Literature, poetry, theatre, and the visual arts all provided ways of processing trauma, giving voice to the voiceless, and imagining alternative futures. Cultural responses to the Troubles did not necessarily offer solutions, but they allowed for dialogue, introspection, and sometimes even empathy across the sectarian divide. They documented suffering, challenged assumptions, and resisted the dehumanising narratives that so often accompanied violence and political rhetoric.

Seamus Heaney’s Nobel Prize for Literature in 1995—shortly after the 1994 ceasefires—symbolised the global recognition of Irish literary talent, but also the hope that cultural achievement might go hand-in-hand with political progress. Heaney’s acceptance speech, titled “Crediting Poetry,” argued that poetry had the power to “remind us that we are hunters and gatherers of values.” In the context of Northern Ireland, where values were so often distorted by hatred and fear, this reminder was crucial.
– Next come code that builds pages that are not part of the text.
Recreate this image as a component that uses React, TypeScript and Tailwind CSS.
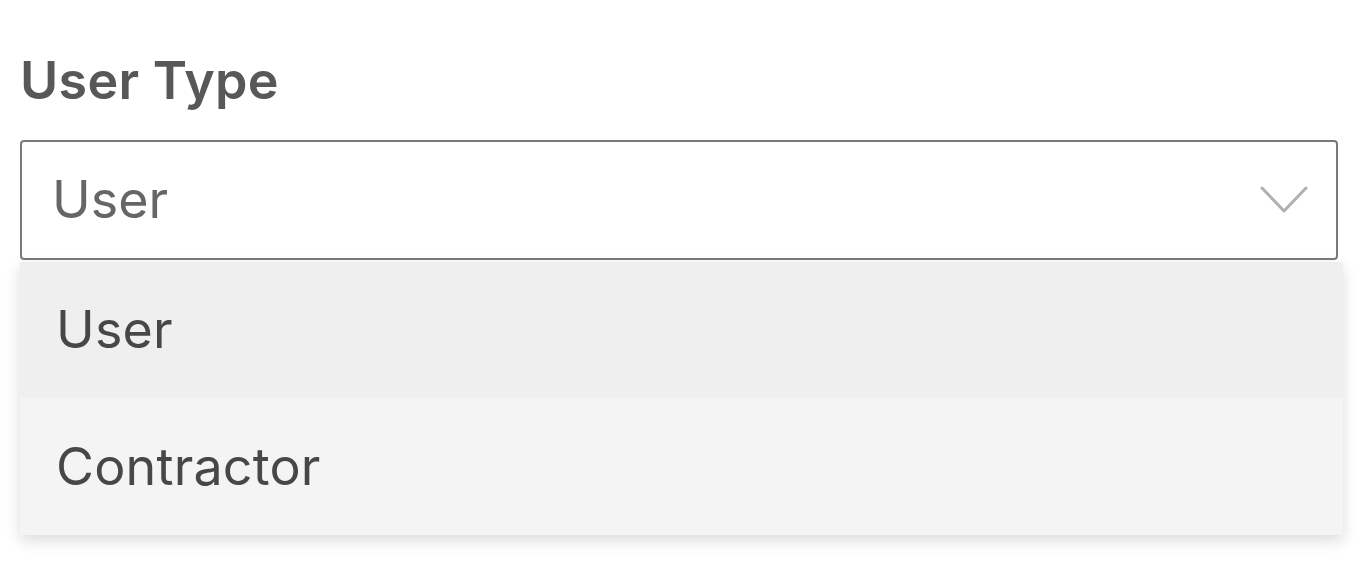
import { useState } from "react";

const options = ["User", "Contractor"];

export default function App() {
  const [selected] = useState("User");

  return (
    <div className="min-h-[575px] bg-white pl-5 pt-[55px] font-['Inter',sans-serif]">
      <label className="block text-[52px] font-semibold leading-[52px] tracking-[0.3px] text-[#585858]">
        User Type
      </label>

      <div className="mt-[33px] w-[1318px]">
        {/* Select box */}
        <div className="flex h-[120px] items-center justify-between rounded-[4px] border-2 border-[#7a7a7a] bg-white pl-[30px] pr-[28px]">
          <span className="text-[52px] leading-none text-[#666666]">{selected}</span>
          <svg width="48" height="30" viewBox="0 0 48 30" fill="none">
            <path
              d="M2 3 L24 26 L46 3"
              stroke="#b0b0b0"
              strokeWidth="3"
              strokeLinecap="round"
              strokeLinejoin="round"
            />
          </svg>
        </div>

        {/* Options */}
        <div className="mt-[2px] w-[1323px] shadow-[0_6px_14px_rgba(0,0,0,0.14)]">
          {options.map((opt, i) => (
            <div
              key={opt}
              className={
                i === 0
                  ? "flex h-[136px] items-center bg-[#efefef] pl-[36px] text-[52px] leading-none tracking-[0.2px] text-[#474747]"
                  : "flex h-[137px] items-center bg-[#f4f4f4] pl-[36px] text-[52px] leading-none tracking-[0.2px] text-[#474747]"
              }
            >
              {opt}
            </div>
          ))}
        </div>
      </div>
    </div>
  );
}
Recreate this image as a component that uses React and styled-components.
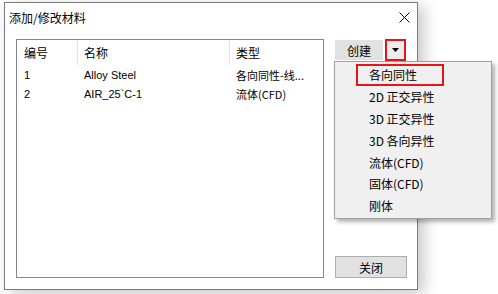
import React from 'react';
import styled, { createGlobalStyle } from 'styled-components';

const GlobalStyle = createGlobalStyle`
  body {
    margin: 0;
    background: #ffffff;
    font-family: "Microsoft YaHei", "Noto Sans CJK SC", "Liberation Sans", sans-serif;
  }
`;

const Page = styled.div`
  width: 498px;
  height: 294px;
  padding: 2px 0 0 4px;
  box-sizing: border-box;
  overflow: hidden;
`;

const Dialog = styled.div`
  width: 414px;
  height: 288px;
  box-sizing: border-box;
  background: #ffffff;
  border: 1px solid #7a7a7a;
  box-shadow: 6px 4px 14px rgba(0, 0, 0, 0.22);
  display: flex;
  flex-direction: column;
`;

const TitleBar = styled.div`
  height: 29px;
  display: flex;
  align-items: center;
  justify-content: space-between;
  padding: 0 7px 0 4px;
  font-size: 12px;
  color: #000;
`;

const CloseX = styled.svg`
  width: 11px;
  height: 11px;
`;

const Body = styled.div`
  flex: 1;
  display: flex;
  gap: 11px;
  padding: 7px 10px 11px 11px;
`;

const ListBox = styled.div`
  width: 308px;
  height: 239px;
  box-sizing: border-box;
  border: 1px solid #828790;
  padding: 0 0 0 1px;
`;

const Row = styled.div`
  display: grid;
  grid-template-columns: 60px 152px 1fr;
  height: ${(p) => (p.$header ? '25px' : '19px')};
  align-items: center;
  font-size: ${(p) => (p.$header ? '12px' : '11px')};
  color: #000;
`;

const Cell = styled.div`
  padding-left: ${(p) => (p.$header ? '6px' : '6px')};
  height: 100%;
  display: flex;
  align-items: center;
  white-space: nowrap;
  overflow: hidden;
  border-right: ${(p) => (p.$sep ? '1px solid #e5e5e5' : 'none')};
  font-family: ${(p) =>
    p.$latin ? '"Liberation Sans", Arial, sans-serif' : '"Noto Sans CJK SC", "Liberation Sans", sans-serif'};
`;

const Side = styled.div`
  position: relative;
  width: 72px;
  display: flex;
  flex-direction: column;
  justify-content: space-between;
`;

const SplitRow = styled.div`
  display: flex;
  align-items: center;
  gap: 2px;
`;

const Button = styled.div`
  height: ${(p) => p.$h || 20}px;
  width: ${(p) => p.$w}px;
  box-sizing: border-box;
  background: #e1e1e1;
  border: 1px solid ${(p) => (p.$bordered ? '#adadad' : '#e1e1e1')};
  display: flex;
  align-items: center;
  justify-content: center;
  font-size: 12px;
  color: #000;
  font-family: "Noto Sans CJK SC", sans-serif;
`;

const Arrow = styled.div`
  width: 21px;
  height: 22px;
  box-sizing: border-box;
  border: 2px solid #e8141c;
  background: #ececec;
  display: flex;
  align-items: center;
  justify-content: center;
`;

const Menu = styled.div`
  position: absolute;
  left: -1px;
  top: 22px;
  width: 158px;
  height: 158px;
  box-sizing: border-box;
  background: #f0f0f0;
  border: 1px solid #a0a0a0;
  box-shadow: 3px 3px 4px rgba(0, 0, 0, 0.3);
  padding: 2px 0 0 21px;
  z-index: 2;
`;

const MenuItem = styled.div`
  height: 21.8px;
  width: 88px;
  box-sizing: border-box;
  display: flex;
  align-items: center;
  padding-left: ${(p) => (p.$active ? '11px' : '13px')};
  margin-left: ${(p) => (p.$active ? '0' : '0')};
  border: ${(p) => (p.$active ? '2px solid #e8141c' : 'none')};
  font-size: 12px;
  color: #000;
  font-family: "Noto Sans CJK SC", "Liberation Sans", sans-serif;
  white-space: nowrap;
`;

const rows = [
  ['1', 'Alloy Steel', '各向同性-线...'],
  ['2', 'AIR_25`C-1', '流体(CFD)'],
];

const menuItems = ['各向同性', '2D 正交异性', '3D 正交异性', '3D 各向异性', '流体(CFD)', '固体(CFD)', '刚体'];

export default function App() {
  return (
    <Page>
      <GlobalStyle />
      <Dialog>
        <TitleBar>
          <span>添加/修改材料</span>
          <CloseX viewBox="0 0 11 11">
            <path d="M0.5 0.5 L10.5 10.5 M10.5 0.5 L0.5 10.5" stroke="#000" strokeWidth="1" />
          </CloseX>
        </TitleBar>
        <Body>
          <ListBox>
            <Row $header>
              <Cell $header $sep>编号</Cell>
              <Cell $header $sep>名称</Cell>
              <Cell $header>类型</Cell>
            </Row>
            {rows.map((r) => (
              <Row key={r[0]}>
                <Cell $latin>{r[0]}</Cell>
                <Cell $latin>{r[1]}</Cell>
                <Cell>{r[2]}</Cell>
              </Row>
            ))}
          </ListBox>
          <Side>
            <SplitRow>
              <Button $w={48}>创建</Button>
              <Arrow>
                <svg width="7" height="4" viewBox="0 0 7 4">
                  <path d="M0 0 L7 0 L3.5 4 Z" fill="#000" />
                </svg>
              </Arrow>
            </SplitRow>
            <Menu>
              {menuItems.map((m, i) => (
                <MenuItem key={m} $active={i === 0}>
                  {m}
                </MenuItem>
              ))}
            </Menu>
            <Button $w={72} $h={22} $bordered>
              关闭
            </Button>
          </Side>
        </Body>
      </Dialog>
    </Page>
  );
}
In conclusion, Seamus Heaney’s work, and the broader cultural response to the Troubles, made a profound contribution to the affairs of Northern Ireland. Heaney’s poetry provided a lens through which to view the conflict with moral sensitivity and historical depth, rejecting easy answers while honouring human dignity. The arts more broadly helped to challenge sectarian narratives, preserve memory, and offer spaces for emotional truth-telling and even hope. In a society marked by violence and division, cultural responses were not only a mirror to the past but also a potential path toward understanding and reconciliation.